**** DATA BLOCK ****

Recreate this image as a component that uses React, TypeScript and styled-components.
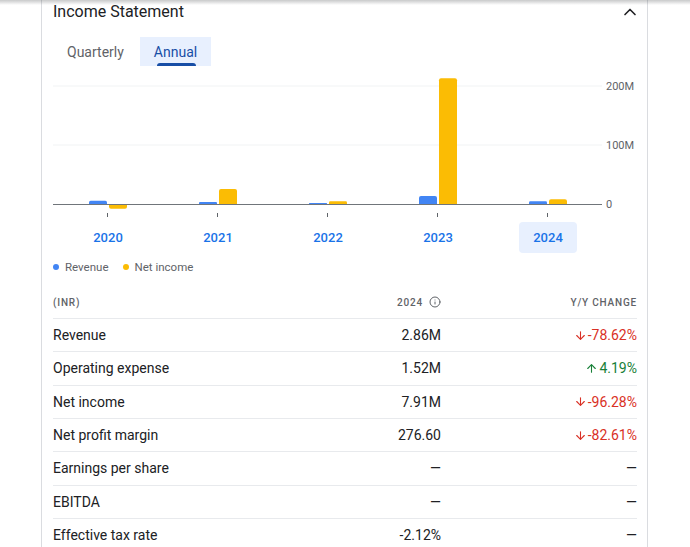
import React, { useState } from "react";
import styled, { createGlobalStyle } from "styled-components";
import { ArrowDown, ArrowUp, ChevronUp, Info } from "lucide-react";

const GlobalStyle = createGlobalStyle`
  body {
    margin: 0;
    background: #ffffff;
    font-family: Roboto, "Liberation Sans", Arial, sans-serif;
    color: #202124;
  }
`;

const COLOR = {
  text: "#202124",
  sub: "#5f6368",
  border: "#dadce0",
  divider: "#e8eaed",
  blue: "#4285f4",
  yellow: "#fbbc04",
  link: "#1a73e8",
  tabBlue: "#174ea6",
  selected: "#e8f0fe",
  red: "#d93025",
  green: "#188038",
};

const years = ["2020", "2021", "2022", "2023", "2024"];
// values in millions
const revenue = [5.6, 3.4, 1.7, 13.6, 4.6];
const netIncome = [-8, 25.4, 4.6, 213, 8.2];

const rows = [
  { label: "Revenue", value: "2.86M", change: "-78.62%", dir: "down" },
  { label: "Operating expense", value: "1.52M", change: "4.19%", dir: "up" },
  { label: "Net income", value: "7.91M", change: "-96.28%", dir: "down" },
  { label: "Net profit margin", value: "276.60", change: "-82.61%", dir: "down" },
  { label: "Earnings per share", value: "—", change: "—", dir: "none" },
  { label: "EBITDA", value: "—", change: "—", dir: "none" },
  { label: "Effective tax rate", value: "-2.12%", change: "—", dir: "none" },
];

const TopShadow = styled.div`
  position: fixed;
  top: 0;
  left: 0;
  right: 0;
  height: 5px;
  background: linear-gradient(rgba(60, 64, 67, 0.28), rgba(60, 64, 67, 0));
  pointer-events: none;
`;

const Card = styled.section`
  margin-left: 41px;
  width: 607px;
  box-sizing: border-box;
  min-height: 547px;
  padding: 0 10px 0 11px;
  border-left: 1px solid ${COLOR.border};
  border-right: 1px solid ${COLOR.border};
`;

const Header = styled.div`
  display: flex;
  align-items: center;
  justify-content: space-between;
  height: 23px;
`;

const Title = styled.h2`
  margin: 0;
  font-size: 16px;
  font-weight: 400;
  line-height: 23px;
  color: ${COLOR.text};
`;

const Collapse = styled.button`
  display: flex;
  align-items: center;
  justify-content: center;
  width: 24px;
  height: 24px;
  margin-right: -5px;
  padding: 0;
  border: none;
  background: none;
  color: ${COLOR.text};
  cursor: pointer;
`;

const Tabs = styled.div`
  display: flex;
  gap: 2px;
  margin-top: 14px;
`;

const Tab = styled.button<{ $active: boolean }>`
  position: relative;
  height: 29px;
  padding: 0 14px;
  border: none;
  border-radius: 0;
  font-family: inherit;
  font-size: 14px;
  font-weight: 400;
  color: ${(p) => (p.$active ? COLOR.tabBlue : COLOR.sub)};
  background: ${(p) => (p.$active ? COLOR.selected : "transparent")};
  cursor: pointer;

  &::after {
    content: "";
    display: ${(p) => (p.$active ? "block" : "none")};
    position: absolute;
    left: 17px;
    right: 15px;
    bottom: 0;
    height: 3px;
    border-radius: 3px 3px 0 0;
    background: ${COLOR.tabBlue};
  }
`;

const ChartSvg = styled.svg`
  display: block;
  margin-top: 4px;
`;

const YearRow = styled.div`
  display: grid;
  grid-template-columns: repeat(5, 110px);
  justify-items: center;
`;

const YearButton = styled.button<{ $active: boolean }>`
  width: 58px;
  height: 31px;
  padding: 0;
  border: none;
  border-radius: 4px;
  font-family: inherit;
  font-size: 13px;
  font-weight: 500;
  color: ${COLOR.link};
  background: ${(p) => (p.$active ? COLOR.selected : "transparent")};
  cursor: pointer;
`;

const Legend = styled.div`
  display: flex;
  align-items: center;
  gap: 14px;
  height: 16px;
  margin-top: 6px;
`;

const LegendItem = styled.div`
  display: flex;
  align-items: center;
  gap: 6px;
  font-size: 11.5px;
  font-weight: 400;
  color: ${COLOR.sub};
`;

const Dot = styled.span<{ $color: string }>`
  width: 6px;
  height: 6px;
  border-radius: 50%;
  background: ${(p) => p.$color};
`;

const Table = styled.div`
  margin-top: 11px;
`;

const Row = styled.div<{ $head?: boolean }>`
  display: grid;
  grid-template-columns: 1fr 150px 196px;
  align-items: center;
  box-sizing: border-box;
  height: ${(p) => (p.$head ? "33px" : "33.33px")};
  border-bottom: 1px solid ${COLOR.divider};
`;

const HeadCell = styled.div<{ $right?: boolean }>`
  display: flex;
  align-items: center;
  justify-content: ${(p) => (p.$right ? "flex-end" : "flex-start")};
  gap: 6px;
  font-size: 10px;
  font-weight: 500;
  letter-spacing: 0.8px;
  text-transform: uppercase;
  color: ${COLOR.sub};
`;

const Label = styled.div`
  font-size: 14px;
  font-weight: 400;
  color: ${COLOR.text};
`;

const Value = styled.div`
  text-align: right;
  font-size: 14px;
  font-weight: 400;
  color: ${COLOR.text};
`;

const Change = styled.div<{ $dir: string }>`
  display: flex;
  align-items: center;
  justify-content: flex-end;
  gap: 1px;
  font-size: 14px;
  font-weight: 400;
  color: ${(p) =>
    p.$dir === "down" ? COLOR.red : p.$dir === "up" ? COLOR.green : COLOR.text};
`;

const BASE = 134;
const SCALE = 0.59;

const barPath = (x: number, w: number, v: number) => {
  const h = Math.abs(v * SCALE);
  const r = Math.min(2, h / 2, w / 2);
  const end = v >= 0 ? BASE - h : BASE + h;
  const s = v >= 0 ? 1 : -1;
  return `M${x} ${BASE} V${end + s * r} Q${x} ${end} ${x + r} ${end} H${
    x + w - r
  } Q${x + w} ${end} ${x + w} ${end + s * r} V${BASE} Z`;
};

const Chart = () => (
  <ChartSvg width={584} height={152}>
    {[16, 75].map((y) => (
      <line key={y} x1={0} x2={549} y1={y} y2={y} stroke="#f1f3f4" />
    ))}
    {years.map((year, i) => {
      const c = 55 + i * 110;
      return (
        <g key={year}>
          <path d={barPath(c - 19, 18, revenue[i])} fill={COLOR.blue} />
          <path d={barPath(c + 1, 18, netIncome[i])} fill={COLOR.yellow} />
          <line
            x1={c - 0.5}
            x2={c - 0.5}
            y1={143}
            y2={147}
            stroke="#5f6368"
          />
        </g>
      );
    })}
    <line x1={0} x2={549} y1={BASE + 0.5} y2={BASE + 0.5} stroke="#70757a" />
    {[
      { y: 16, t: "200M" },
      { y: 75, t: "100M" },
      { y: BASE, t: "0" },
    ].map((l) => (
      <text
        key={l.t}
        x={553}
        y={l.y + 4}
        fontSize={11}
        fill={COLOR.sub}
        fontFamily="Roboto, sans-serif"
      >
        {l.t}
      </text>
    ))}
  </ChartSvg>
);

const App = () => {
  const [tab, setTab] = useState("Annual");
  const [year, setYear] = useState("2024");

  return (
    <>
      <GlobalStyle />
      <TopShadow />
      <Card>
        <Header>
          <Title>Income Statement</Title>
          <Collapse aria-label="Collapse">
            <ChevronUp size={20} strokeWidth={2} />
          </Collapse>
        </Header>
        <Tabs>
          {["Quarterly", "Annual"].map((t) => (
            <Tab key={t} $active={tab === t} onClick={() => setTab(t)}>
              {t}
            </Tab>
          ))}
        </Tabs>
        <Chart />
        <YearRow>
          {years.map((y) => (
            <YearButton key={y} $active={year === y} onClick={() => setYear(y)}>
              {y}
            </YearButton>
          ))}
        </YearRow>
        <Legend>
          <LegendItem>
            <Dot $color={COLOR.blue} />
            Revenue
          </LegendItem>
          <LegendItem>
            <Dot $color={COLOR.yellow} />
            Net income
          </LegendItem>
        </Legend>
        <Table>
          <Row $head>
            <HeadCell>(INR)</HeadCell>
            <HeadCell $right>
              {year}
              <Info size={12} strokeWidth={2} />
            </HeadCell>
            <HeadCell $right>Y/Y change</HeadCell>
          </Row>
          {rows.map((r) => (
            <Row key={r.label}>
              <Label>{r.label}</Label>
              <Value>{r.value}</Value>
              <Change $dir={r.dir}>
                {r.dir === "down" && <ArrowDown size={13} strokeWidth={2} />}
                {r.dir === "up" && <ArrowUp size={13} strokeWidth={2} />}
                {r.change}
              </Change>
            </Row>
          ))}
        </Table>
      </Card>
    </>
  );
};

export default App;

****

> _PROBLEM TO WORK ON_
Give nothing but the count of lines in the listing above that hold the string "components".

> _ANSWER IN FULL_
2